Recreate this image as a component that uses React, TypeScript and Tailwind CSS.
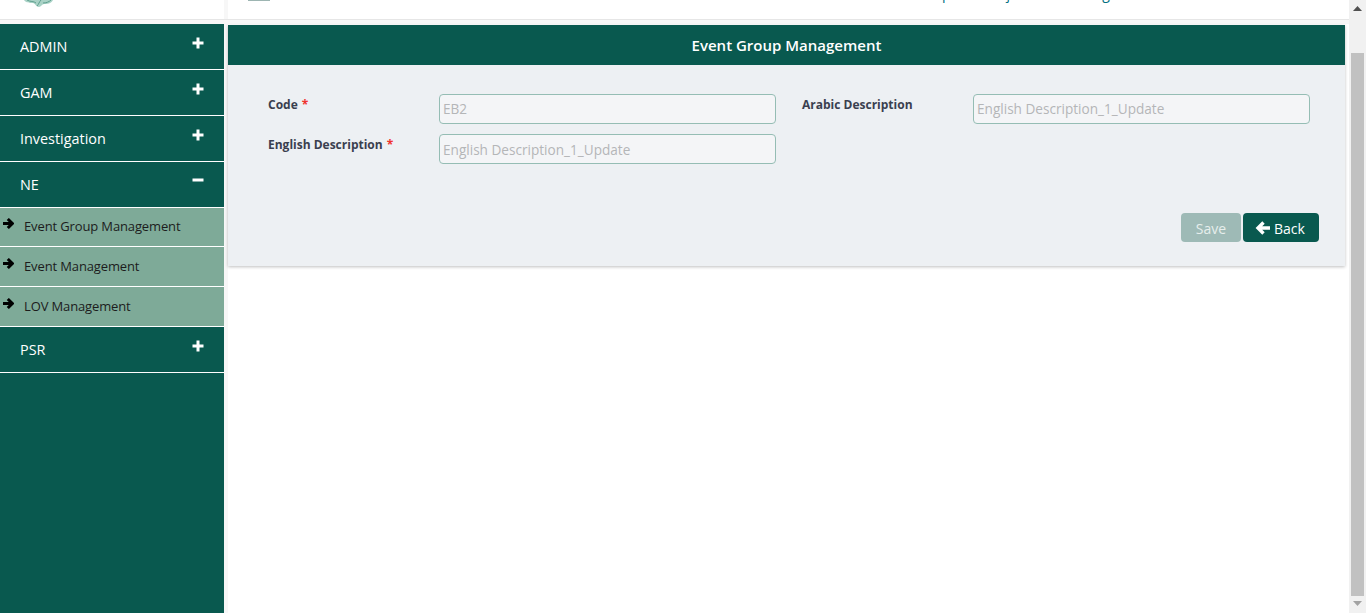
const Plus = () => (
  <svg width="12" height="12" viewBox="0 0 12 12" className="mt-[-8px] shrink-0">
    <path d="M4.5 0.5h3v4h4v3h-4v4h-3v-4h-4v-3h4z" fill="#fff" />
  </svg>
);

const Minus = () => (
  <svg width="12" height="12" viewBox="0 0 12 12" className="mt-[-9px] shrink-0">
    <rect x="0.5" y="4.5" width="11" height="3" fill="#fff" />
  </svg>
);

const ArrowRight = ({ first }: { first?: boolean }) => (
  <svg width="11" height="11" viewBox="0 0 11 11" className={`ml-[3px] shrink-0 ${first ? "mt-[10px]" : "mt-[11px]"}`}>
    <path d="M0 5.5h9M4.8 1l4.5 4.5-4.5 4.5" fill="none" stroke="#000" strokeWidth="3" />
  </svg>
);

const ArrowLeft = () => (
  <svg width="15" height="14" viewBox="0 0 15 14" className="shrink-0">
    <path d="M15 7H4M8.5 1.5L3 7l5.5 5.5" fill="none" stroke="#fff" strokeWidth="3.4" />
  </svg>
);

const MenuRow = ({ label, open }: { label: string; open?: boolean }) => (
  <div className="flex h-[46px] items-center justify-between border-b border-white pl-[20px] pr-[20px] text-[14.4px] text-white">
    <span>{label}</span>
    {open ? <Minus /> : <Plus />}
  </div>
);

const SubRow = ({ label, first }: { label: string; first?: boolean }) => (
  <div className={`flex items-start border-b border-white bg-[#7eaa98] text-[13px] tracking-[-0.13px] text-[#1c1c1c] ${first ? "h-[39px]" : "h-[40px]"}`}>
    <ArrowRight first={first} />
    <span className={`ml-[10px] leading-[18px] ${first ? "mt-[9px]" : "mt-[10px]"}`}>{label}</span>
  </div>
);

const Field = ({ label, required, value, top }: { label: string; required?: boolean; value: string; top?: boolean }) => (
  <div className="flex items-start">
    <label className="w-[171px] shrink-0 pt-[2px] text-[12px] font-bold leading-[18px] text-[#3a3f4f]">
      {label}
      {required && <span className="ml-[4px] text-[#f0322d]">*</span>}
    </label>
    <div className={`flex h-[30px] w-[337px] items-center rounded-[4px] border border-[#95bdb4] bg-[#f4f5f7] pl-[3px] text-[13.6px] text-[#b4b6b8] ${top ? "pt-[1px]" : "pt-[2px]"}`}>
      {value}
    </div>
  </div>
);

export default function App() {
  return (
    <div className="flex h-[613px] w-full overflow-hidden bg-white" style={{ fontFamily: '"Open Sans", sans-serif' }}>
      <div className="flex min-w-0 flex-1 flex-col bg-[#f7f7f7]">
        {/* header, scrolled mostly out of view */}
        <header className="flex h-[20px] shrink-0 border-b border-[#e6e6e6] bg-white">
          <div className="flex w-[224px] shrink-0 items-start pl-[23px]">
            <svg width="31" height="8" viewBox="0 0 31 8">
              <path d="M1 0c2 3 6 3 9 3 2 0 3 4 6 4 2 0 3-3 5-3 3 0 7 0 9-4z" fill="#a9d2c6" />
              <path d="M4 0c3 2 7 1 9 3M14 6c2-2 2-4 4-6M20 3c3 0 6-1 8-3" fill="none" stroke="#5fa08f" strokeWidth="1" />
            </svg>
          </div>
          <div className="w-[4px] shrink-0 bg-[#f7f7f7]" />
          <div className="flex flex-1 items-start overflow-hidden text-[14px] leading-[16px] text-[#00707f]">
            <div className="ml-[20px] h-[1px] w-[22px] bg-[#9db5b2]" />
            <span className="ml-[672px] mt-[-14px]">p</span>
            <span className="ml-[56px] mt-[-14px]">j</span>
            <span className="ml-[92px] mt-[-14px]">g</span>
          </div>
        </header>
        <div className="flex min-h-0 flex-1">
          <aside className="mt-[4px] w-[224px] shrink-0 bg-[#09594f]">
            <MenuRow label="ADMIN" />
            <MenuRow label="GAM" />
            <MenuRow label="Investigation" />
            <MenuRow label="NE" open />
            <SubRow label="Event Group Management" first />
            <SubRow label="Event Management" />
            <SubRow label="LOV Management" />
            <MenuRow label="PSR" />
          </aside>
          <main className="ml-[4px] mt-[4px] flex-1 bg-white pr-[4px]">
            <div className="mt-[1px] bg-[#edf0f3] shadow-[0_1px_3px_rgba(0,0,0,0.25)]">
              <div className="flex h-[40px] items-center justify-center bg-[#09594f] text-[15px] font-semibold text-white">
                Event Group Management
              </div>
              <div className="pb-[24px] pl-[40px] pr-[26px] pt-[29px]">
                <div className="grid w-[1042px] grid-cols-[534px_508px] gap-y-[10px]">
                  <Field label="Code" required value="EB2" top />
                  <Field label="Arabic Description" value="English Description_1_Update" top />
                  <Field label="English Description" required value="English Description_1_Update" />
                </div>
                <div className="mt-[49px] flex justify-end gap-[2px]">
                  <button className="flex h-[29px] w-[60px] items-center justify-center rounded-[4px] bg-[#9ebab6] pt-[2px] text-[14px] text-[#e6eeec]">
                    Save
                  </button>
                  <button className="flex h-[29px] w-[76px] items-center justify-center gap-[4px] rounded-[4px] bg-[#09594f] pr-[2px] text-[14px] text-white">
                    <ArrowLeft />
                    <span className="pt-[2px]">Back</span>
                  </button>
                </div>
              </div>
            </div>
          </main>
        </div>
      </div>
      {/* page scrollbar */}
      <div className="flex w-[17px] shrink-0 flex-col items-center bg-[#f1f1f1]">
        <svg width="9" height="5" viewBox="0 0 9 5" className="mt-[6px] shrink-0">
          <path d="M4.5 0L9 5H0z" fill="#505050" />
        </svg>
        <div className="mt-[42px] h-[543px] w-[13px] shrink-0 bg-[#c1c1c1]" />
        <svg width="9" height="5" viewBox="0 0 9 5" className="mt-[5px] shrink-0">
          <path d="M0 0h9L4.5 5z" fill="#a3a3a3" />
        </svg>
      </div>
    </div>
  );
}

** Set task **
Produce an exact copy of each line of data, skipping embedded images.

** Result of the exercise **
Recreate this image as a component that uses React, TypeScript and Tailwind CSS.
const Plus = () => (
  <svg width="12" height="12" viewBox="0 0 12 12" className="mt-[-8px] shrink-0">
    <path d="M4.5 0.5h3v4h4v3h-4v4h-3v-4h-4v-3h4z" fill="#fff" />
  </svg>
);

const Minus = () => (
  <svg width="12" height="12" viewBox="0 0 12 12" className="mt-[-9px] shrink-0">
    <rect x="0.5" y="4.5" width="11" height="3" fill="#fff" />
  </svg>
);

const ArrowRight = ({ first }: { first?: boolean }) => (
  <svg width="11" height="11" viewBox="0 0 11 11" className={`ml-[3px] shrink-0 ${first ? "mt-[10px]" : "mt-[11px]"}`}>
    <path d="M0 5.5h9M4.8 1l4.5 4.5-4.5 4.5" fill="none" stroke="#000" strokeWidth="3" />
  </svg>
);

const ArrowLeft = () => (
  <svg width="15" height="14" viewBox="0 0 15 14" className="shrink-0">
    <path d="M15 7H4M8.5 1.5L3 7l5.5 5.5" fill="none" stroke="#fff" strokeWidth="3.4" />
  </svg>
);

const MenuRow = ({ label, open }: { label: string; open?: boolean }) => (
  <div className="flex h-[46px] items-center justify-between border-b border-white pl-[20px] pr-[20px] text-[14.4px] text-white">
    <span>{label}</span>
    {open ? <Minus /> : <Plus />}
  </div>
);

const SubRow = ({ label, first }: { label: string; first?: boolean }) => (
  <div className={`flex items-start border-b border-white bg-[#7eaa98] text-[13px] tracking-[-0.13px] text-[#1c1c1c] ${first ? "h-[39px]" : "h-[40px]"}`}>
    <ArrowRight first={first} />
    <span className={`ml-[10px] leading-[18px] ${first ? "mt-[9px]" : "mt-[10px]"}`}>{label}</span>
  </div>
);

const Field = ({ label, required, value, top }: { label: string; required?: boolean; value: string; top?: boolean }) => (
  <div className="flex items-start">
    <label className="w-[171px] shrink-0 pt-[2px] text-[12px] font-bold leading-[18px] text-[#3a3f4f]">
      {label}
      {required && <span className="ml-[4px] text-[#f0322d]">*</span>}
    </label>
    <div className={`flex h-[30px] w-[337px] items-center rounded-[4px] border border-[#95bdb4] bg-[#f4f5f7] pl-[3px] text-[13.6px] text-[#b4b6b8] ${top ? "pt-[1px]" : "pt-[2px]"}`}>
      {value}
    </div>
  </div>
);

export default function App() {
  return (
    <div className="flex h-[613px] w-full overflow-hidden bg-white" style={{ fontFamily: '"Open Sans", sans-serif' }}>
      <div className="flex min-w-0 flex-1 flex-col bg-[#f7f7f7]">
        {/* header, scrolled mostly out of view */}
        <header className="flex h-[20px] shrink-0 border-b border-[#e6e6e6] bg-white">
          <div className="flex w-[224px] shrink-0 items-start pl-[23px]">
            <svg width="31" height="8" viewBox="0 0 31 8">
              <path d="M1 0c2 3 6 3 9 3 2 0 3 4 6 4 2 0 3-3 5-3 3 0 7 0 9-4z" fill="#a9d2c6" />
              <path d="M4 0c3 2 7 1 9 3M14 6c2-2 2-4 4-6M20 3c3 0 6-1 8-3" fill="none" stroke="#5fa08f" strokeWidth="1" />
            </svg>
          </div>
          <div className="w-[4px] shrink-0 bg-[#f7f7f7]" />
          <div className="flex flex-1 items-start overflow-hidden text-[14px] leading-[16px] text-[#00707f]">
            <div className="ml-[20px] h-[1px] w-[22px] bg-[#9db5b2]" />
            <span className="ml-[672px] mt-[-14px]">p</span>
            <span className="ml-[56px] mt-[-14px]">j</span>
            <span className="ml-[92px] mt-[-14px]">g</span>
          </div>
        </header>
        <div className="flex min-h-0 flex-1">
          <aside className="mt-[4px] w-[224px] shrink-0 bg-[#09594f]">
            <MenuRow label="ADMIN" />
            <MenuRow label="GAM" />
            <MenuRow label="Investigation" />
            <MenuRow label="NE" open />
            <SubRow label="Event Group Management" first />
            <SubRow label="Event Management" />
            <SubRow label="LOV Management" />
            <MenuRow label="PSR" />
          </aside>
          <main className="ml-[4px] mt-[4px] flex-1 bg-white pr-[4px]">
            <div className="mt-[1px] bg-[#edf0f3] shadow-[0_1px_3px_rgba(0,0,0,0.25)]">
              <div className="flex h-[40px] items-center justify-center bg-[#09594f] text-[15px] font-semibold text-white">
                Event Group Management
              </div>
              <div className="pb-[24px] pl-[40px] pr-[26px] pt-[29px]">
                <div className="grid w-[1042px] grid-cols-[534px_508px] gap-y-[10px]">
                  <Field label="Code" required value="EB2" top />
                  <Field label="Arabic Description" value="English Description_1_Update" top />
                  <Field label="English Description" required value="English Description_1_Update" />
                </div>
                <div className="mt-[49px] flex justify-end gap-[2px]">
                  <button className="flex h-[29px] w-[60px] items-center justify-center rounded-[4px] bg-[#9ebab6] pt-[2px] text-[14px] text-[#e6eeec]">
                    Save
                  </button>
                  <button className="flex h-[29px] w-[76px] items-center justify-center gap-[4px] rounded-[4px] bg-[#09594f] pr-[2px] text-[14px] text-white">
                    <ArrowLeft />
                    <span className="pt-[2px]">Back</span>
                  </button>
                </div>
              </div>
            </div>
          </main>
        </div>
      </div>
      {/* page scrollbar */}
      <div className="flex w-[17px] shrink-0 flex-col items-center bg-[#f1f1f1]">
        <svg width="9" height="5" viewBox="0 0 9 5" className="mt-[6px] shrink-0">
          <path d="M4.5 0L9 5H0z" fill="#505050" />
        </svg>
        <div className="mt-[42px] h-[543px] w-[13px] shrink-0 bg-[#c1c1c1]" />
        <svg width="9" height="5" viewBox="0 0 9 5" className="mt-[5px] shrink-0">
          <path d="M0 0h9L4.5 5z" fill="#a3a3a3" />
        </svg>
      </div>
    </div>
  );
}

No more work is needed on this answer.